In the beginning was the word, now on display at Penn Museum

     This ancient clay tablet (left) marked with cuneiform, a written language unique to ancient Mesopotamia, and a fragment of St. Matthew's Gospel (right), written in the 3rd century, are on display at the Penn Museum. (Images courtesy of Penn Museum.)

    This ancient clay tablet (left) marked with cuneiform, a written language unique to ancient Mesopotamia, and a fragment of St. Matthew's Gospel (right), written in the 3rd century, are on display at the Penn Museum. (Images courtesy of Penn Museum.)

    It is perfectly possible to celebrate Pope Francis’s September 26 arrival without wading into a gridlocked sea of humanity. Right now, before 1.5 million surge into the region, you can wander through August-empty streets to quietly marvel at Penn Museum’s Sacred Writings: Extraordinary Texts of the Biblical World.
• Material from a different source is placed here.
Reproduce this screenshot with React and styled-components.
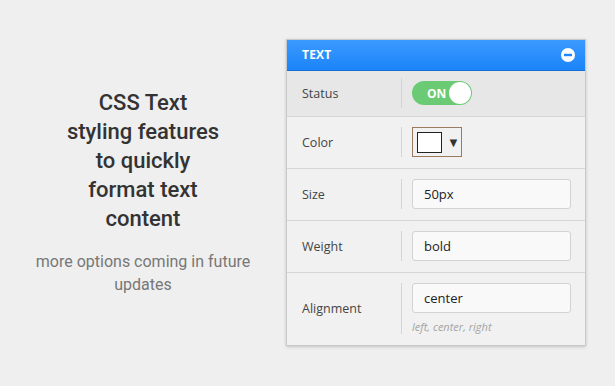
import React from 'react';
import styled, { createGlobalStyle } from 'styled-components';

const GlobalStyle = createGlobalStyle`
  html, body {
    margin: 0;
    padding: 0;
    background: #efefef;
  }
  body {
    font-family: "Open Sans", "Liberation Sans", sans-serif;
  }
`;

const Page = styled.div`
  display: flex;
  align-items: center;
  width: 615px;
  height: 386px;
  padding-bottom: 2px;
  box-sizing: border-box;
`;

const Intro = styled.div`
  width: 286px;
  display: flex;
  flex-direction: column;
  align-items: center;
  text-align: center;
  font-family: Roboto, "Liberation Sans", sans-serif;
`;

const Title = styled.h2`
  margin: 0;
  font-size: 22px;
  font-weight: 500;
  line-height: 29px;
  color: #333;
`;

const Sub = styled.p`
  margin: 17px 0 0;
  width: 240px;
  font-size: 16px;
  line-height: 23px;
  color: #777;
`;

const Panel = styled.div`
  width: 298px;
  border: 1px solid #c9c9c9;
  background: #f1f1f1;
  box-shadow: 0 1px 3px rgba(0, 0, 0, 0.18);
`;

const Header = styled.div`
  height: 30px;
  display: flex;
  align-items: center;
  justify-content: space-between;
  padding: 0 10px 0 15px;
  background: linear-gradient(#3b9aff, #1b84f8);
  border-bottom: 1px solid #1670d8;
  color: #fff;
  font-size: 12px;
  font-weight: 700;
  letter-spacing: 0.2px;
`;

const Row = styled.div`
  display: flex;
  align-items: ${(p) => (p.tall ? 'flex-start' : 'center')};
  height: ${(p) => p.h}px;
  box-sizing: border-box;
  border-bottom: ${(p) => (p.last ? 'none' : '1px solid #d6d6d6')};
  background: ${(p) => (p.dark ? '#e7e7e7' : 'transparent')};
  padding-top: ${(p) => (p.tall ? '10px' : '0')};
`;

const Label = styled.div`
  width: 114px;
  padding-left: 15px;
  box-sizing: border-box;
  font-size: 12.5px;
  color: #444;
  align-self: center;
  margin-top: ${(p) => (p.tall ? '-10px' : '0')};
`;

const Field = styled.div`
  display: flex;
  flex-direction: column;
  border-left: 1px solid #d4d4d4;
  padding-left: 10px;
  min-height: 30px;
  justify-content: center;
`;

const Input = styled.div`
  width: 159px;
  height: 30px;
  box-sizing: border-box;
  border: 1px solid #d2d2d2;
  border-radius: 3px;
  background: #f9f9f9;
  padding: 0 11px;
  display: flex;
  align-items: center;
  font-size: 13px;
  color: #222;
`;

const Hint = styled.div`
  margin-top: 6px;
  font-size: 11px;
  font-style: italic;
  color: #a4a4a4;
`;

const Toggle = styled.div`
  width: 60px;
  height: 24px;
  border-radius: 12px;
  background: #6acb74;
  display: flex;
  align-items: center;
  justify-content: space-between;
  padding: 0 1px 0 15px;
  box-sizing: border-box;
  color: #fff;
  font-size: 12px;
  font-weight: 700;
`;

const Knob = styled.span`
  width: 22px;
  height: 22px;
  border-radius: 50%;
  background: #fff;
`;

const ColorBtn = styled.div`
  width: 50px;
  height: 30px;
  box-sizing: border-box;
  border: 1px solid #9a7b5f;
  display: flex;
  align-items: center;
  padding-left: 4px;
  gap: 5px;
  font-size: 13px;
  color: #333;
`;

const Swatch = styled.span`
  width: 25px;
  height: 21px;
  box-sizing: border-box;
  border: 1px solid #222;
  background: #fff;
`;

const MinusIcon = () => (
  <svg width="14" height="14" viewBox="0 0 14 14">
    <circle cx="7" cy="7" r="7" fill="#fff" />
    <rect x="3" y="5.8" width="8" height="2.4" fill="#1d86f8" />
  </svg>
);

const App = () => (
  <Page>
    <GlobalStyle />
    <Intro>
      <Title>
        CSS Text
        <br />
        styling features
        <br />
        to quickly
        <br />
        format text
        <br />
        content
      </Title>
      <Sub>more options coming in future updates</Sub>
    </Intro>
    <Panel>
      <Header>
        TEXT
        <MinusIcon />
      </Header>
      <Row h={46} dark>
        <Label>Status</Label>
        <Field>
          <Toggle>
            ON
            <Knob />
          </Toggle>
        </Field>
      </Row>
      <Row h={52}>
        <Label>Color</Label>
        <Field>
          <ColorBtn>
            <Swatch />▼
          </ColorBtn>
        </Field>
      </Row>
      <Row h={52}>
        <Label>Size</Label>
        <Field>
          <Input>50px</Input>
        </Field>
      </Row>
      <Row h={52}>
        <Label>Weight</Label>
        <Field>
          <Input>bold</Input>
        </Field>
      </Row>
      <Row h={72} tall last>
        <Label tall>Alignment</Label>
        <Field>
          <Input>center</Input>
          <Hint>left, center, right</Hint>
        </Field>
      </Row>
    </Panel>
  </Page>
);

export default App;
    It is a small but choice grouping: Just 10 documents culled from the archives of Penn Museum and Penn Libraries, representing numerous religious traditions across 3,600 years, all directed at drawing people closer to the divine.

    Across ages and faiths, common themes emerge: humanity falls far short of the ideal, the supreme being is angry, prophets warn of disaster, often in the form of a flood. Whether by design or coincidence, it is a vision with particular resonance in Philadelphia as we await the papal apocalypse.

    Texts echo across time

    An amber-colored clay tablet is the oldest item on display. About four by six inches, it dates to 1650 BCE (before the common era) and contains the Mesopotamian account of a great flood in tiny Sumerian cuneiform script.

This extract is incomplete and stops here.